The author may have been Tom Clancy while he was still alive and not a zombified writer.
Does anything like that actually exist, if only in experimental form?
 
This wás a sub launched missile that would leave the water, detect a ship( in the novel it was a US aircraft carrier), dive for the water from the high point of an arc, dive deep, then position itself under the ship and a rocket motor fired, missile hitting the keel or close to it and breaking the ship in have via kinetic force.
Well, it seems that author mixed two real Soviet weapons:

* "Vodopad" anti-submarine missiles - which are launched from torpedo tube (of sufrace ship or submarine), then, in water, they ignite solid-fuel rocket engine, exit the water, and fly to the target at supersonic ballistic trajectory. Near target area, missile detach the warhead (either acoustic torpedo or nuclear depth charge), which dive into water and start to seek target.

* "Shyuka" anti-ship missile - the old, 1950s liquid rocket-powered anti-ship missile for early missile-carrying warships. It have a diving warhead - which means, that missile fell into water near target, warhead detached, and, due to special shape, moved through the water at upward-curved trajectory, and hit the enemy ship in the bottom (I suspect that this missile is based on American "Puffin" project, apparently appropriated by Soviet spies - the original specifications for "Shyuka" were almost entierly similar to the "Puffin" ones)
 
(...) dive deep, then position itself under the ship and a rocket motor fired, missile hitting the keel or close to it and breaking the ship in have via kinetic force.

It is (relatively) easy to break a ship in half with a broad-application-area overpressure directly below it...for instance, a torpedo warhead or submerged mine.

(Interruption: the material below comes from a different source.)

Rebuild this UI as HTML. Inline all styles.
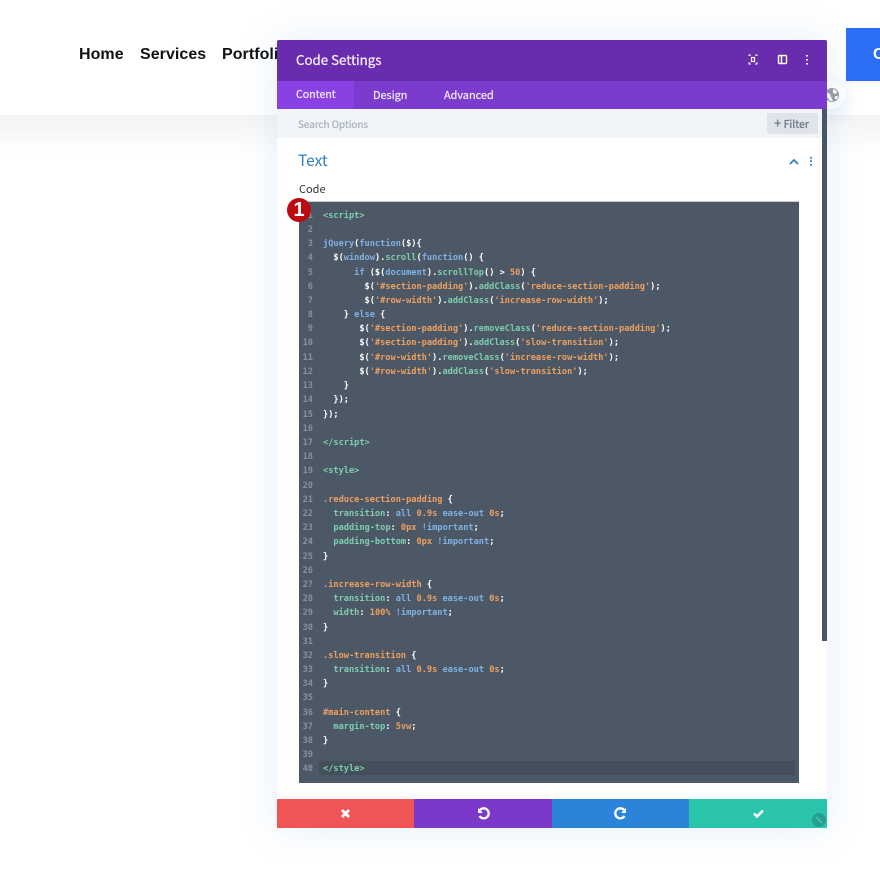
<!DOCTYPE html>
<html><head><meta charset="utf-8"><style>
html,body{margin:0;padding:0;width:880px;height:874px;overflow:hidden;background:#fff;font-family:"Liberation Sans",sans-serif}
div,span.a{position:absolute}
#bg{left:0;top:115px;width:880px;height:40px;background:linear-gradient(#f4f4f4,#fff)}
#hdr{left:0;top:0;width:880px;height:115px;background:#fff}
.nav{top:45px;font-size:16px;font-weight:bold;color:#111;letter-spacing:.05px;white-space:nowrap;line-height:19px}
#modal{left:277px;top:40px;width:550px;height:788px;background:#fff;box-shadow:0 0 40px rgba(43,135,218,.13);border-radius:2px}
.t{white-space:nowrap;font-family:"Noto Sans CJK SC","Liberation Sans",sans-serif}
.s{-webkit-text-stroke:.25px currentColor}
.l{left:323px;margin-top:1px;white-space:pre;font:bold 8.64px/14px "DejaVu Sans Mono",monospace;color:#fff;height:14px;filter:blur(.25px)}
.n{left:299px;margin-top:1px;width:14px;text-align:right;font:bold 8.64px/14px "DejaVu Sans Mono",monospace;color:#87919f;height:14px;filter:blur(.25px)}
i{font-style:normal}.g{color:#7dcfae}.b{color:#7fb2e6}.o{color:#eda060}
</style></head><body>
<div id="bg"></div><div id="hdr"></div>
<div class="nav" style="left:79px">Home</div>
<div class="nav" style="left:140px">Services</div>
<div class="nav" style="left:222px">Portfolio</div>
<div style="left:846px;top:28px;width:34px;height:53px;background:#2b6ff6"></div>
<div style="left:873px;top:45px;color:#fff;font-weight:bold;font-size:16px;line-height:19px">C</div>
<div style="left:810px;top:81px;width:36px;height:28px;border-radius:14px;background:#fff;box-shadow:0 4px 14px rgba(43,135,218,.12)"></div>
<svg style="position:absolute;left:825px;top:88px" width="14" height="14"><circle cx="7" cy="7" r="7" fill="#9a9ea4"/><path d="M1 4l4 2 1 3 2 4-3 0-3-4zM8 1l4 2-1 3-3-1zM10 8l3 0-1 3-2 0z" fill="#fff"/></svg>
<div id="modal"></div>
<div style="left:277px;top:40px;width:550px;height:41px;background:#6a2cae;border-radius:2px 2px 0 0"></div>
<div class="t s" style="left:296px;top:50px;font-size:13.3px;line-height:20px;color:#f3ecfb">Code Settings</div>
<svg style="position:absolute;left:745px;top:50px" width="70" height="20" fill="none" stroke="#fff">
<path d="M4 6V5h2M10 5h2v1M12 12v2h-2M6 14H4v-2" stroke-width="1"/><rect x="6.5" y="7.5" width="3" height="4" stroke-width="1.2"/>
<rect x="33.5" y="5.5" width="8" height="8" rx="1" stroke-width="1.4"/><path d="M36.5 5v9" stroke-width="1.5"/>
<path d="M62 5v1.5M62 9v1.5M62 13v1.5" stroke-width="2"/></svg>
<div style="left:277px;top:81px;width:550px;height:28px;background:#7b3bcc"></div>
<div style="left:277px;top:81px;width:77px;height:28px;background:#8a41e4"></div>
<div class="t s" style="left:296px;top:87px;font-size:10.6px;line-height:16px;color:#f0e8fa">Content</div>
<div class="t s" style="left:373px;top:87px;font-size:10.9px;line-height:16px;color:#f0e8fa">Design</div>
<div class="t s" style="left:444px;top:87px;font-size:10.9px;line-height:16px;color:#f0e8fa">Advanced</div>
<div style="left:277px;top:109px;width:545px;height:29px;background:#f1f5f9"></div>
<div class="t s" style="left:298px;top:116px;font-size:9.9px;line-height:16px;color:#a9b2bc">Search Options</div>
<div style="left:767px;top:113px;width:51px;height:21px;border-radius:2px;background:#dfe4ea"></div>
<div class="t s" style="left:774px;top:115px;font-size:10.5px;line-height:16px;color:#6a7684"><span style="font-size:13px">+</span> Filter</div>
<div style="left:822px;top:109px;width:5px;height:532px;background:#4a5563"></div>
<div class="t" style="left:298px;top:150px;font-size:15.5px;line-height:21px;color:#2f80bf">Text</div>
<svg style="position:absolute;left:787px;top:154px" width="30" height="14" fill="none" stroke="#2b7fc4"><path d="M3 10l4-4 4 4" stroke-width="1.7"/><path d="M24 3v1.6M24 6.4V8M24 10v1.6" stroke-width="2"/></svg>
<div class="t" style="left:299px;top:181px;font-size:11px;line-height:17px;color:#333">Code</div>
<div style="left:299px;top:202px;width:500px;height:581px;background:#4d5866;box-shadow:0 -1px 0 #ccc"></div>
<div style="left:319px;top:761px;width:476px;height:14px;background:#444f5c"></div>
<div class="n" style="top:208px">1</div><div class="l" style="top:208px"><i class="g">&lt;script&gt;</i></div>
<div class="n" style="top:222px">2</div>
<div class="n" style="top:236px">3</div><div class="l" style="top:236px"><i class="b">jQuery</i>(<i class="b">function</i>($){</div>
<div class="n" style="top:250px">4</div><div class="l" style="top:250px">  $(<i class="b">window</i>).<i class="g">scroll</i>(<i class="b">function</i>() {</div>
<div class="n" style="top:265px">5</div><div class="l" style="top:265px">      <i class="b">if</i> ($(<i class="b">document</i>).<i class="g">scrollTop</i>() &gt; <i class="o">50</i>) {</div>
<div class="n" style="top:279px">6</div><div class="l" style="top:279px">        $(<i class="o">'#section-padding'</i>).<i class="g">addClass</i>(<i class="o">'reduce-section-padding'</i>);</div>
<div class="n" style="top:293px">7</div><div class="l" style="top:293px">        $(<i class="o">'#row-width'</i>).<i class="g">addClass</i>(<i class="o">'increase-row-width'</i>);</div>
<div class="n" style="top:307px">8</div><div class="l" style="top:307px">    } <i class="b">else</i> {</div>
<div class="n" style="top:321px">9</div><div class="l" style="top:321px">       $(<i class="o">'#section-padding'</i>).<i class="g">removeClass</i>(<i class="o">'reduce-section-padding'</i>);</div>
<div class="n" style="top:335px">10</div><div class="l" style="top:335px">       $(<i class="o">'#section-padding'</i>).<i class="g">addClass</i>(<i class="o">'slow-transition'</i>);</div>
<div class="n" style="top:350px">11</div><div class="l" style="top:350px">       $(<i class="o">'#row-width'</i>).<i class="g">removeClass</i>(<i class="o">'increase-row-width'</i>);</div>
<div class="n" style="top:364px">12</div><div class="l" style="top:364px">       $(<i class="o">'#row-width'</i>).<i class="g">addClass</i>(<i class="o">'slow-transition'</i>);</div>
<div class="n" style="top:378px">13</div><div class="l" style="top:378px">    }</div>
<div class="n" style="top:392px">14</div><div class="l" style="top:392px">  });</div>
<div class="n" style="top:407px">15</div><div class="l" style="top:407px">});</div>
<div class="n" style="top:421px">16</div>
<div class="n" style="top:435px">17</div><div class="l" style="top:435px"><i class="g">&lt;/script&gt;</i></div>
<div class="n" style="top:449px">18</div>
<div class="n" style="top:463px">19</div><div class="l" style="top:463px"><i class="g">&lt;style&gt;</i></div>
<div class="n" style="top:478px">20</div>
<div class="n" style="top:492px">21</div><div class="l" style="top:492px"><i class="o">.reduce-section-padding</i> {</div>
<div class="n" style="top:506px">22</div><div class="l" style="top:506px">  <i class="g">transition</i>: <i class="b">all</i> <i class="o">0.9s</i> <i class="b">ease-out</i> <i class="o">0s</i>;</div>
<div class="n" style="top:520px">23</div><div class="l" style="top:520px">  <i class="g">padding-top</i>: <i class="o">0px</i> <i class="b">!important</i>;</div>
<div class="n" style="top:534px">24</div><div class="l" style="top:534px">  <i class="g">padding-bottom</i>: <i class="o">0px</i> <i class="b">!important</i>;</div>
<div class="n" style="top:549px">25</div><div class="l" style="top:549px">}</div>
<div class="n" style="top:563px">26</div>
<div class="n" style="top:577px">27</div><div class="l" style="top:577px"><i class="o">.increase-row-width</i> {</div>
<div class="n" style="top:591px">28</div><div class="l" style="top:591px">  <i class="g">transition</i>: <i class="b">all</i> <i class="o">0.9s</i> <i class="b">ease-out</i> <i class="o">0s</i>;</div>
<div class="n" style="top:605px">29</div><div class="l" style="top:605px">  <i class="g">width</i>: <i class="o">100%</i> <i class="b">!important</i>;</div>
<div class="n" style="top:620px">30</div><div class="l" style="top:620px">}</div>
<div class="n" style="top:634px">31</div>
<div class="n" style="top:648px">32</div><div class="l" style="top:648px"><i class="o">.slow-transition</i> {</div>
<div class="n" style="top:662px">33</div><div class="l" style="top:662px">  <i class="g">transition</i>: <i class="b">all</i> <i class="o">0.9s</i> <i class="b">ease-out</i> <i class="o">0s</i>;</div>
<div class="n" style="top:676px">34</div><div class="l" style="top:676px">}</div>
<div class="n" style="top:690px">35</div>
<div class="n" style="top:705px">36</div><div class="l" style="top:705px"><i class="o">#main-content</i> {</div>
<div class="n" style="top:719px">37</div><div class="l" style="top:719px">  <i class="g">margin-top</i>: <i class="o">5vw</i>;</div>
<div class="n" style="top:733px">38</div><div class="l" style="top:733px">}</div>
<div class="n" style="top:747px">39</div>
<div class="n" style="top:761px">40</div><div class="l" style="top:761px"><i class="g">&lt;/style&gt;</i></div>
<div style="left:287px;top:198px;width:24px;height:24px;border-radius:12px;background:#bb0b10;color:#fff;font-size:20px;font-weight:bold;line-height:24px;text-align:center">1</div>
<div style="left:277px;top:799px;width:137px;height:29px;background:#ef5555"></div>
<div style="left:414px;top:799px;width:138px;height:29px;background:#7b38c9"></div>
<div style="left:552px;top:799px;width:137px;height:29px;background:#2b84d9"></div>
<div style="left:689px;top:799px;width:138px;height:29px;background:#29c4a9"></div>
<svg style="position:absolute;left:277px;top:799px" width="550" height="29" fill="none" stroke="#fff">
<path d="M65 11l7 7M72 11l-7 7" stroke-width="2.8"/>
<path d="M203 11a5 5 0 1 1-.5 6" stroke-width="2.3"/><path d="M201 9v5h5z" fill="#fff" stroke="none"/>
<path d="M347 11a5 5 0 1 0 .5 6" stroke-width="2.3"/><path d="M349 9v5h-5z" fill="#fff" stroke="none"/>
<path d="M477 14.5l3 3 6-6" stroke-width="2.6"/>
<circle cx="542" cy="21" r="7" fill="#23a08f" stroke="none"/><path d="M539 18l6 6" stroke="#5fc9b8" stroke-width="1.2"/>
</svg>
</body></html>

It would, I think, be very difficult to break a ship in half using a point application of force from below. The total force required to lift the ship so as to cause it to structurally fail is the same, but the area over which that force would be applied would be several orders of magnitude smaller. I haven't run any numbers, but I'm pretty sure the required pressure at the point of contact to the hull for that much aggregate force would easily exceed the yield strength of the hull steel, and the impacting rocket-torpedo would just penetrate the hull.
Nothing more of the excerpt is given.